Em consequência à falta de vacinas por inação do governo federal durante o ano de 2020, quando seu planejamento e prévia negociação contratual eram devidas, querem agora os senhores parlamentares impor à sociedade o indevido e inoportuno debate a respeito da compra de vacinas pelo setor privado, um jogo de cena para encobrir irresponsabilidades públicas e omissões governamentais na compra tempestiva dos imunizantes, o que tem aumentado a doença e a morte pela Covid-19.
Tivessem as autoridades competentes adotadas as providências cabíveis em tempo oportuno, sabedores das dificuldades de compra pela escassez de imunizantes no mundo, certamente o país estaria em melhor situação.
Num ambiente do salve-se quem puder, quem pode mais sai à frente em detrimento daqueles que só tem o SUS como salvaguarda sanitária. Isso revela uma sociedade distópica, que se deteriora em seus valores morais e éticos, inclusive quanto ao modelo socioeconômico brasileiro que deixa grande parte da população em situação de profunda desigualdade. Em pleno século XXI não mais se pode admitir sociedades que ainda mantém párias sociais. A própria pandemia da Covid-19, fatalmente imporá a necessidade de revisão de valores políticos, sociais e econômicos, por inadmissível o convívio silencioso, omisso e cego com a desigualdade social.

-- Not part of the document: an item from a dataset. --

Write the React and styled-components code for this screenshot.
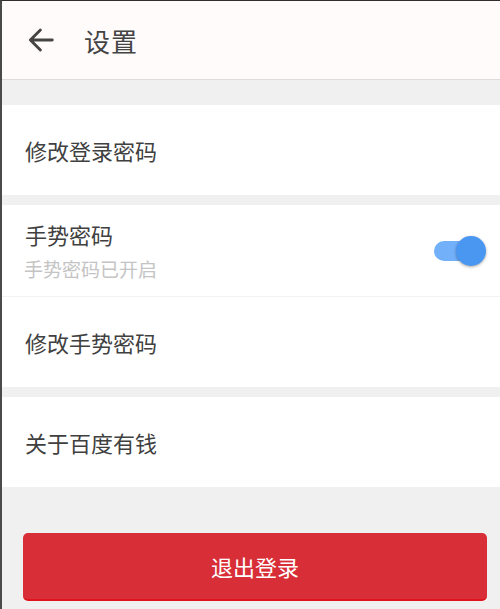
import React, { useState } from 'react';
import styled, { createGlobalStyle } from 'styled-components';

const GlobalStyle = createGlobalStyle`
  html, body {
    margin: 0;
    padding: 0;
    background: #f0f0f0;
  }
  body {
    font-family: "Noto Sans CJK SC", "Noto Sans", sans-serif;
  }
`

const Frame = styled.div`
  box-sizing: border-box;
  min-height: 609px;
  border-top: 1px solid #2e2e2e;
  border-left: 2px solid #4a4a4a;
  background: #f0f0f0;
  display: flex;
  flex-direction: column;
`

const Header = styled.div`
  height: 78px;
  display: flex;
  flex-direction: row;
  align-items: center;
  gap: 28px;
  padding-left: 24px;
  background-color: #fffbfb;
  border-bottom: 1px solid #dcdcdc;
`

const BackButton = styled.div`
  width: 30px;
  height: 30px;
  display: flex;
  align-items: center;
  justify-content: center;
  color: #444;
  cursor: pointer;
`

const Title = styled.span`
  font-size: 26px;
  color: #444;
  letter-spacing: 1px;
`

const Content = styled.div`
  display: flex;
  flex-direction: column;
  gap: 10px;
  padding-top: 25px;
`

const Group = styled.div`
  background: #fff;
  display: flex;
  flex-direction: column;
`

const Row = styled.div`
  box-sizing: border-box;
  height: ${props => props.divider ? '92px' : '90px'};
  display: flex;
  flex-direction: row;
  align-items: center;
  justify-content: space-between;
  padding: 0 14px 0 23px;
  border-bottom: ${props => props.divider ? '1px solid #f2f2f2' : 'none'};
`

const Texts = styled.div`
  display: flex;
  flex-direction: column;
  gap: 10px;
`

const Label = styled.span`
  font-size: 22px;
  color: #404040;
  line-height: 26px;
`

const SubLabel = styled.span`
  font-size: 19px;
  color: #c4c4c4;
  line-height: 24px;
  margin-left: -1px;
`

const Switch = styled.div`
  position: relative;
  width: 52px;
  height: 30px;
  cursor: pointer;
`

const Track = styled.div`
  position: absolute;
  left: 0;
  right: 6px;
  top: 5px;
  height: 20px;
  border-radius: 10px;
  background: ${props => props.on ? '#72b0fa' : '#cfcfcf'};
`

const Knob = styled.div`
  position: absolute;
  top: 0;
  left: ${props => props.on ? '22px' : '0'};
  width: 30px;
  height: 30px;
  border-radius: 50%;
  background: ${props => props.on ? '#4a97f2' : '#f5f5f5'};
  box-shadow: 0 1px 3px rgba(0, 0, 0, 0.35);
`

const Footer = styled.div`
  padding: 46px 13px 0 21px;
`

const LogoutButton = styled.button`
  width: 100%;
  height: 68px;
  border: none;
  border-bottom: 2px solid #e0141e;
  border-radius: 5px;
  background: #d82e37;
  color: #fff;
  font-family: "Noto Sans CJK SC", sans-serif;
  font-size: 22px;
  cursor: pointer;
`

function App() {
  const [gesture, setGesture] = useState(true)

  return (
    <Frame>
      <GlobalStyle />
      <Header>
        <BackButton>
          <svg width="30" height="30" viewBox="0 0 24 24">
            <path d="M21 12H3.5M11.5 4l-8 8 8 8" fill="none" stroke="currentColor" strokeWidth="2.3" strokeLinecap="round" strokeLinejoin="round" />
          </svg>
        </BackButton>
        <Title>设置</Title>
      </Header>
      <Content>
        <Group>
          <Row><Label>修改登录密码</Label></Row>
        </Group>
        <Group>
          <Row divider>
            <Texts>
              <Label>手势密码</Label>
              <SubLabel>手势密码已开启</SubLabel>
            </Texts>
            <Switch onClick={() => setGesture(!gesture)}>
              <Track on={gesture} />
              <Knob on={gesture} />
            </Switch>
          </Row>
          <Row><Label>修改手势密码</Label></Row>
        </Group>
        <Group>
          <Row><Label>关于百度有钱</Label></Row>
        </Group>
      </Content>
      <Footer>
        <LogoutButton>退出登录</LogoutButton>
      </Footer>
    </Frame>
  );
}

export default App;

No Brasil, o programa de imunização tem mais de 45 anos, criado legalmente em 1975 com a institucionalização do Plano Nacional de Imunização (PNI), Lei n° 6.259. Desde que saúde passou a ser direito de todos e dever do Estado (1988) e com a criação do Sistema Único de Saúde (SUS), é dever público garantir acesso universal e igualitário às ações e serviços de promoção, proteção e recuperação da saúde. Trata-se de direito fundamental, vinculado ao direito à vida, de responsabilidade estatal, que requer medidas preventivas ao agravo à saúde e enfermidades.
O direito à saúde é de todos os cidadãos, por isso o acesso aos serviços de saúde é universal e igualitário. Mesmo havendo uma permissão constitucional para a iniciativa privada atuar na saúde, ela está circunscrita aos serviços assistenciais. As atividades de saúde de interesse e efeitos coletivos se reservam ao Estado, impondo-se às três esferas de governo a sua prática. A liberdade conferida ao setor privado diz respeito aos serviços de recuperação da saúde, geralmente de cunho individualizado.
Vacina em pandemias e epidemias é assunto que se reserva ao Estado pelo interesse coletivo de seus efeitos. Por se tratar de uma das medidas de prevenção e proteção da saúde da coletividade, somente o Estado tem poderes para a sua coordenação e regulamentação. E nesse sentido, há de se observar os princípios do acesso universal e da igualdade de atendimento previstos na Constituição, artigo 196. Eles se impõem a qualquer programa de vacina, incluindo obviamente a sua aquisição, ainda mais quando há escassez no mundo, um dos motivos de não se poder facultar ao particular a sua aquisição, uma vez que não há excedente a ser vendido para quem possa pagar. Na preferência do particular sobre o coletivo estará se referindo os princípios acima mencionados, em especial a igualdade de atendimento.
Importante ressaltar que na saúde há ações e serviços dotados de poder de autoridade do Estado, como a regulatória, de que a Anvisa é um exemplo; a coordenação de epidemias; as campanhas de vacinação e a vacinação em tempos de pandemia e epidemias. É do Estado a coordenação do PNI em âmbito nacional e nesse sentido não cabe permissão legal para a aquisição de imunizante contra a Covid-19 em ambiente de escassez. Até porque ao se facultar ao setor privado a sua aquisição, isso implica retirar do Poder Público a possibilidade de compra para o atendimento universal e igualitário em favor daqueles de podem pagar. Tal fato é inconstitucional, além de imoral.
Esperamos que o Congresso Nacional não cometa tal infração aprovando lei inconstitucional, porque seria uma grave demonstração de que a desigualdade social mata primeiro os mais pobres.
Há um atraso histórico na diminuição das desigualdades sociais no país, não sendo admissível mais um desatino na condução do controle da pandemia da Covid-19. Que os parlamentares de fato representem toda a sociedade de modo igual, sem os privilégios de sempre.
*Lenir Santos, advogada, doutora em Saúde Pública pela Unicamp, professora colaboradora do Departamento Saúde Coletiva Unicamp e presidente do Instituto de Direito Sanitário – IDISA.